Script available for uniform statistics for all Wikipedias - Wikitech-l

18 Jul 2003


      I have written a PERL script that parses the SQL dumps (cur & old) and
generates a html file, containing for each month since the project
started:
1 = number of wikipedians who contributed at least 10 edits
2 = increase in (1) in the past month 
3 = wikipedians who contributed > 5 edits in the past month, idem > 100 
4 = total number of articles according to new (link) counting system
5 = mean number of revisions per article
6 = mean size of article in bytes
7 = total edits in past month
8 = combined size of all articles
9 = total number of links
The reports also list most active wikipedians, ordered by # edits
Please note that the script produces historical growth figures per
Wikipedia based on the >> new (link) counting system << right from the
first month.
See results for de: fr: nl: eo: (and Perl script itself) at
http://members.chello.nl/epzachte/Wikipedia/Statistics
A. 
Feedback is appreciated
B. 
I propose to run this script weekly on the new SQL dumps for all WP's
and put the resulting html files in a public folder.
C. 
I'd like to test the script with the huge English SQL dumps, but I can't
download a 1600Mb file without transmission errors.

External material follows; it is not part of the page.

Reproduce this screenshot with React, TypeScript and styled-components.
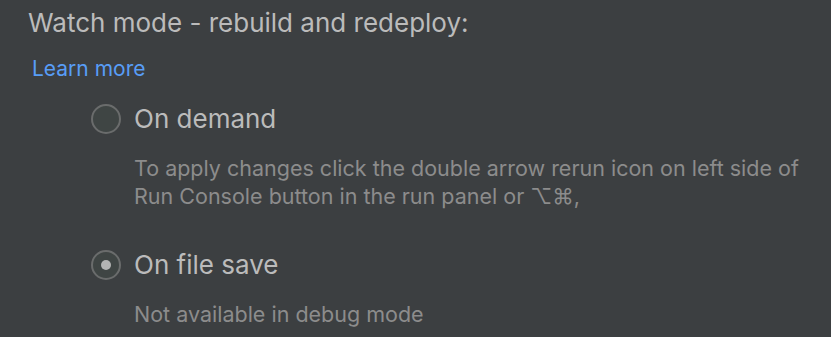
import React from 'react';
import styled, { createGlobalStyle } from 'styled-components';

const GlobalStyle = createGlobalStyle`
  html, body {
    margin: 0;
    padding: 0;
    background: #3c3f41;
  }
  body {
    font-family: Inter, "Noto Sans", sans-serif;
    -webkit-font-smoothing: antialiased;
  }
`;

const Panel = styled.div`
  width: 831px;
  height: 337px;
  box-sizing: border-box;
  background: #3c3f41;
  padding: 8px 0 0 28px;
  overflow: hidden;
`;

const Title = styled.div`
  color: #bbbbbb;
  font-size: 26px;
  line-height: 30px;
`;

const Link = styled.a`
  display: inline-block;
  margin: 18px 0 0 4px;
  color: #589df6;
  font-size: 21px;
  line-height: 26px;
  text-decoration: none;
  cursor: pointer;
`;

const Options = styled.div`
  display: flex;
  flex-direction: column;
  gap: 40px;
  padding-left: 63px;
  margin-top: 22px;
`;

const Option = styled.div`
  display: flex;
  flex-direction: column;
  gap: 20px;
`;

const Row = styled.label`
  display: flex;
  align-items: center;
  gap: 13px;
  height: 30px;
  cursor: pointer;
`;

const Radio = styled.span<{ $checked?: boolean }>`
  width: 30px;
  height: 30px;
  box-sizing: border-box;
  border-radius: 50%;
  border: 2px solid #6a6c6c;
  background: #3f4544;
  display: flex;
  align-items: center;
  justify-content: center;
  flex-shrink: 0;

  &::after {
    content: '';
    display: ${p => (p.$checked ? 'block' : 'none')};
    width: 10px;
    height: 10px;
    border-radius: 50%;
    background: #b4b4b4;
  }
`;

const OptionLabel = styled.span`
  color: #bbbbbb;
  font-size: 26px;
  line-height: 30px;
`;

const Hint = styled.div`
  color: #8c8c8c;
  font-size: 21.5px;
  line-height: 28px;
  padding-left: 43px;
  white-space: nowrap;
`;

const App: React.FC = () => {
  return (
    <>
      <GlobalStyle />
      <Panel>
        <Title>Watch mode - rebuild and redeploy:</Title>
        <Link>Learn more</Link>
        <Options>
          <Option>
            <Row>
              <Radio />
              <OptionLabel>On demand</OptionLabel>
            </Row>
            <Hint>
              To apply changes click the double arrow rerun icon on left side of
              <br />
              Run Console button in the run panel or ⌥⌘,
            </Hint>
          </Option>
          <Option>
            <Row>
              <Radio $checked />
              <OptionLabel>On file save</OptionLabel>
            </Row>
            <Hint>Not available in debug mode</Hint>
          </Option>
        </Options>
      </Panel>
    </>
  );
};

export default App;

Could someone please
split the file in 50 Mb chuncks, generate MD5 checksums, put all in a
temp folder (public!) and inform me? Thanks! xxx@chello.nl
(xxx=epzachte)
D. Open issues: unicode support, possibly further optimization for
English version (e.g. sort)
Erik Zachte
----
ad B
The English version will run for a while, but at least it will not tie
up the live database. I expect it will take under an hour, the German
files (650 Mb) were processed in 4.5 minutes on my 1.2 GHz PC.
Ad C.
As a test I downloaded the same 100Mb TomeRaider file eight times, four
times the checksum failed, FTP is too unreliable for huge files.